• [Work instructions] Retype the whole listing verbatim and keep the pictures out of it.

• [Given information]
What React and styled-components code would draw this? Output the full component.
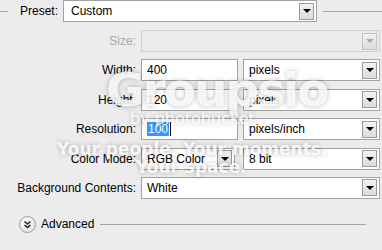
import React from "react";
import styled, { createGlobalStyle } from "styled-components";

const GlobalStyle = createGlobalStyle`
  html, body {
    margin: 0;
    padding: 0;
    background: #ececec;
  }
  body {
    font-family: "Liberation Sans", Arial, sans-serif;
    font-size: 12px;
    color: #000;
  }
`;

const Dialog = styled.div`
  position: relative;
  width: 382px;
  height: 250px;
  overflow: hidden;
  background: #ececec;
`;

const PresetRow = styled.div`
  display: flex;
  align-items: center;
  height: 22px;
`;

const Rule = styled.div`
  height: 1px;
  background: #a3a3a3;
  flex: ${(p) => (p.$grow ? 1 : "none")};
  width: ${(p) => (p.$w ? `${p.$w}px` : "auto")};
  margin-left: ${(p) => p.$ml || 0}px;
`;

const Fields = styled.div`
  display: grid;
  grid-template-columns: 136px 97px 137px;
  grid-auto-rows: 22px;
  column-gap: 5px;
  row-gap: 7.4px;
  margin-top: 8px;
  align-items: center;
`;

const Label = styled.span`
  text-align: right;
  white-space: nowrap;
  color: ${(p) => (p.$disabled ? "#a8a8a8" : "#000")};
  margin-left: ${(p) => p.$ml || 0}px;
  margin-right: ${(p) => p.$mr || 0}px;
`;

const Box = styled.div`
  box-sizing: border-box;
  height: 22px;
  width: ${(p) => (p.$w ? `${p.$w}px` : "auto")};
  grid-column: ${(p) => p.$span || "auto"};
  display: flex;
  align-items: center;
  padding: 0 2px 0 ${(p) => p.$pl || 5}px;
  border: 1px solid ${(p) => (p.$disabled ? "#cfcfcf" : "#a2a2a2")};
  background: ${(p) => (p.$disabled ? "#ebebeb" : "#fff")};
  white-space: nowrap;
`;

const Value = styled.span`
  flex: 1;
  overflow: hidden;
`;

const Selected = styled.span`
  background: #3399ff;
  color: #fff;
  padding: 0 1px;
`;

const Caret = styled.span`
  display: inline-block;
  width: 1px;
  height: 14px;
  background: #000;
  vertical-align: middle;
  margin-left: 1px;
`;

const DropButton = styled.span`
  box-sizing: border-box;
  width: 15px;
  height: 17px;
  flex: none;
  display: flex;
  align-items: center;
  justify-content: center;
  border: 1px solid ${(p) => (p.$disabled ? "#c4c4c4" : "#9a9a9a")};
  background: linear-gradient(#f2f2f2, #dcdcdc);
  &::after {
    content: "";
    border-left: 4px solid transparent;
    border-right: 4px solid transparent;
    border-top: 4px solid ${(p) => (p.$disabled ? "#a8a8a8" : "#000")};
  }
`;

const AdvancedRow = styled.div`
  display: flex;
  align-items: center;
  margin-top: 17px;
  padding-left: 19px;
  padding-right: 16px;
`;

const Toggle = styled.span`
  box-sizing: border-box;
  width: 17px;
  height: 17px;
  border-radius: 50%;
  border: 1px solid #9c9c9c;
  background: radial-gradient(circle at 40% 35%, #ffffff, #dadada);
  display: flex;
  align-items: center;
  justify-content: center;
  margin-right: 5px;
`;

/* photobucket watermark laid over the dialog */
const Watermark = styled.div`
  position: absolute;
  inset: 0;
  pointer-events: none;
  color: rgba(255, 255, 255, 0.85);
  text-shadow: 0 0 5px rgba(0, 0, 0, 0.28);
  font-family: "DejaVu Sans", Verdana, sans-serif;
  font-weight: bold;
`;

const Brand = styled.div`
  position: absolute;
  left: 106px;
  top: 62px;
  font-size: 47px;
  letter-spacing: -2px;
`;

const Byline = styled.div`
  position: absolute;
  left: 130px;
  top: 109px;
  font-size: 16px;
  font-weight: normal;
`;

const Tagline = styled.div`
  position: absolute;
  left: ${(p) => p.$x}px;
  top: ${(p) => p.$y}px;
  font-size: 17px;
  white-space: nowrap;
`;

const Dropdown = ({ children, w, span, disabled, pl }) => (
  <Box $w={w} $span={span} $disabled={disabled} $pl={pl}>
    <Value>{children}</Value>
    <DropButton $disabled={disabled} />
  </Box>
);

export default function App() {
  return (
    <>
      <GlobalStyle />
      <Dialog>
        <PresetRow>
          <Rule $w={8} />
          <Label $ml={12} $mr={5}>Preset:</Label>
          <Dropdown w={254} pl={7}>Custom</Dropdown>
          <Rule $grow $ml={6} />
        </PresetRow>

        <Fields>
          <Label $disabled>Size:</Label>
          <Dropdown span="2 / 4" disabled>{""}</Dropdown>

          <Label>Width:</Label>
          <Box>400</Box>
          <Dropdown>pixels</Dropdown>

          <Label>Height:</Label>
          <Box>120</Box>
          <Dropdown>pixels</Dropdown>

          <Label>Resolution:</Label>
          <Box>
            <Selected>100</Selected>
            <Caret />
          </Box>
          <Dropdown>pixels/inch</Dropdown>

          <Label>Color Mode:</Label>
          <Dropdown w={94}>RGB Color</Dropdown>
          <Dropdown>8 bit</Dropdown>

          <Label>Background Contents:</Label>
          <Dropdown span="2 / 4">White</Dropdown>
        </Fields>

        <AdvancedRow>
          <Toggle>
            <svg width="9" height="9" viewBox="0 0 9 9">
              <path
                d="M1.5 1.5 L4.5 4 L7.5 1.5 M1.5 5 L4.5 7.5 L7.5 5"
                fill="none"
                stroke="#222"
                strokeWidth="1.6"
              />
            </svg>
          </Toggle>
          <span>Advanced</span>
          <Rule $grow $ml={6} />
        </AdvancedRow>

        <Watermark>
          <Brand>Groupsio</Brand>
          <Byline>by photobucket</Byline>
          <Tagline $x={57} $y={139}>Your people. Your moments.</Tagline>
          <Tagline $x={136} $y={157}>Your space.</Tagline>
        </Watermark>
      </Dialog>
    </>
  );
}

• [Answer for this exercise]
What React and styled-components code would draw this? Output the full component.
import React from "react";
import styled, { createGlobalStyle } from "styled-components";

const GlobalStyle = createGlobalStyle`
  html, body {
    margin: 0;
    padding: 0;
    background: #ececec;
  }
  body {
    font-family: "Liberation Sans", Arial, sans-serif;
    font-size: 12px;
    color: #000;
  }
`;

const Dialog = styled.div`
  position: relative;
  width: 382px;
  height: 250px;
  overflow: hidden;
  background: #ececec;
`;

const PresetRow = styled.div`
  display: flex;
  align-items: center;
  height: 22px;
`;

const Rule = styled.div`
  height: 1px;
  background: #a3a3a3;
  flex: ${(p) => (p.$grow ? 1 : "none")};
  width: ${(p) => (p.$w ? `${p.$w}px` : "auto")};
  margin-left: ${(p) => p.$ml || 0}px;
`;

const Fields = styled.div`
  display: grid;
  grid-template-columns: 136px 97px 137px;
  grid-auto-rows: 22px;
  column-gap: 5px;
  row-gap: 7.4px;
  margin-top: 8px;
  align-items: center;
`;

const Label = styled.span`
  text-align: right;
  white-space: nowrap;
  color: ${(p) => (p.$disabled ? "#a8a8a8" : "#000")};
  margin-left: ${(p) => p.$ml || 0}px;
  margin-right: ${(p) => p.$mr || 0}px;
`;

const Box = styled.div`
  box-sizing: border-box;
  height: 22px;
  width: ${(p) => (p.$w ? `${p.$w}px` : "auto")};
  grid-column: ${(p) => p.$span || "auto"};
  display: flex;
  align-items: center;
  padding: 0 2px 0 ${(p) => p.$pl || 5}px;
  border: 1px solid ${(p) => (p.$disabled ? "#cfcfcf" : "#a2a2a2")};
  background: ${(p) => (p.$disabled ? "#ebebeb" : "#fff")};
  white-space: nowrap;
`;

const Value = styled.span`
  flex: 1;
  overflow: hidden;
`;

const Selected = styled.span`
  background: #3399ff;
  color: #fff;
  padding: 0 1px;
`;

const Caret = styled.span`
  display: inline-block;
  width: 1px;
  height: 14px;
  background: #000;
  vertical-align: middle;
  margin-left: 1px;
`;

const DropButton = styled.span`
  box-sizing: border-box;
  width: 15px;
  height: 17px;
  flex: none;
  display: flex;
  align-items: center;
  justify-content: center;
  border: 1px solid ${(p) => (p.$disabled ? "#c4c4c4" : "#9a9a9a")};
  background: linear-gradient(#f2f2f2, #dcdcdc);
  &::after {
    content: "";
    border-left: 4px solid transparent;
    border-right: 4px solid transparent;
    border-top: 4px solid ${(p) => (p.$disabled ? "#a8a8a8" : "#000")};
  }
`;

const AdvancedRow = styled.div`
  display: flex;
  align-items: center;
  margin-top: 17px;
  padding-left: 19px;
  padding-right: 16px;
`;

const Toggle = styled.span`
  box-sizing: border-box;
  width: 17px;
  height: 17px;
  border-radius: 50%;
  border: 1px solid #9c9c9c;
  background: radial-gradient(circle at 40% 35%, #ffffff, #dadada);
  display: flex;
  align-items: center;
  justify-content: center;
  margin-right: 5px;
`;

/* photobucket watermark laid over the dialog */
const Watermark = styled.div`
  position: absolute;
  inset: 0;
  pointer-events: none;
  color: rgba(255, 255, 255, 0.85);
  text-shadow: 0 0 5px rgba(0, 0, 0, 0.28);
  font-family: "DejaVu Sans", Verdana, sans-serif;
  font-weight: bold;
`;

const Brand = styled.div`
  position: absolute;
  left: 106px;
  top: 62px;
  font-size: 47px;
  letter-spacing: -2px;
`;

const Byline = styled.div`
  position: absolute;
  left: 130px;
  top: 109px;
  font-size: 16px;
  font-weight: normal;
`;

const Tagline = styled.div`
  position: absolute;
  left: ${(p) => p.$x}px;
  top: ${(p) => p.$y}px;
  font-size: 17px;
  white-space: nowrap;
`;

const Dropdown = ({ children, w, span, disabled, pl }) => (
  <Box $w={w} $span={span} $disabled={disabled} $pl={pl}>
    <Value>{children}</Value>
    <DropButton $disabled={disabled} />
  </Box>
);

export default function App() {
  return (
    <>
      <GlobalStyle />
      <Dialog>
        <PresetRow>
          <Rule $w={8} />
          <Label $ml={12} $mr={5}>Preset:</Label>
          <Dropdown w={254} pl={7}>Custom</Dropdown>
          <Rule $grow $ml={6} />
        </PresetRow>

        <Fields>
          <Label $disabled>Size:</Label>
          <Dropdown span="2 / 4" disabled>{""}</Dropdown>

          <Label>Width:</Label>
          <Box>400</Box>
          <Dropdown>pixels</Dropdown>

          <Label>Height:</Label>
          <Box>120</Box>
          <Dropdown>pixels</Dropdown>

          <Label>Resolution:</Label>
          <Box>
            <Selected>100</Selected>
            <Caret />
          </Box>
          <Dropdown>pixels/inch</Dropdown>

          <Label>Color Mode:</Label>
          <Dropdown w={94}>RGB Color</Dropdown>
          <Dropdown>8 bit</Dropdown>

          <Label>Background Contents:</Label>
          <Dropdown span="2 / 4">White</Dropdown>
        </Fields>

        <AdvancedRow>
          <Toggle>
            <svg width="9" height="9" viewBox="0 0 9 9">
              <path
                d="M1.5 1.5 L4.5 4 L7.5 1.5 M1.5 5 L4.5 7.5 L7.5 5"
                fill="none"
                stroke="#222"
                strokeWidth="1.6"
              />
            </svg>
          </Toggle>
          <span>Advanced</span>
          <Rule $grow $ml={6} />
        </AdvancedRow>

        <Watermark>
          <Brand>Groupsio</Brand>
          <Byline>by photobucket</Byline>
          <Tagline $x={57} $y={139}>Your people. Your moments.</Tagline>
          <Tagline $x={136} $y={157}>Your space.</Tagline>
        </Watermark>
      </Dialog>
    </>
  );
}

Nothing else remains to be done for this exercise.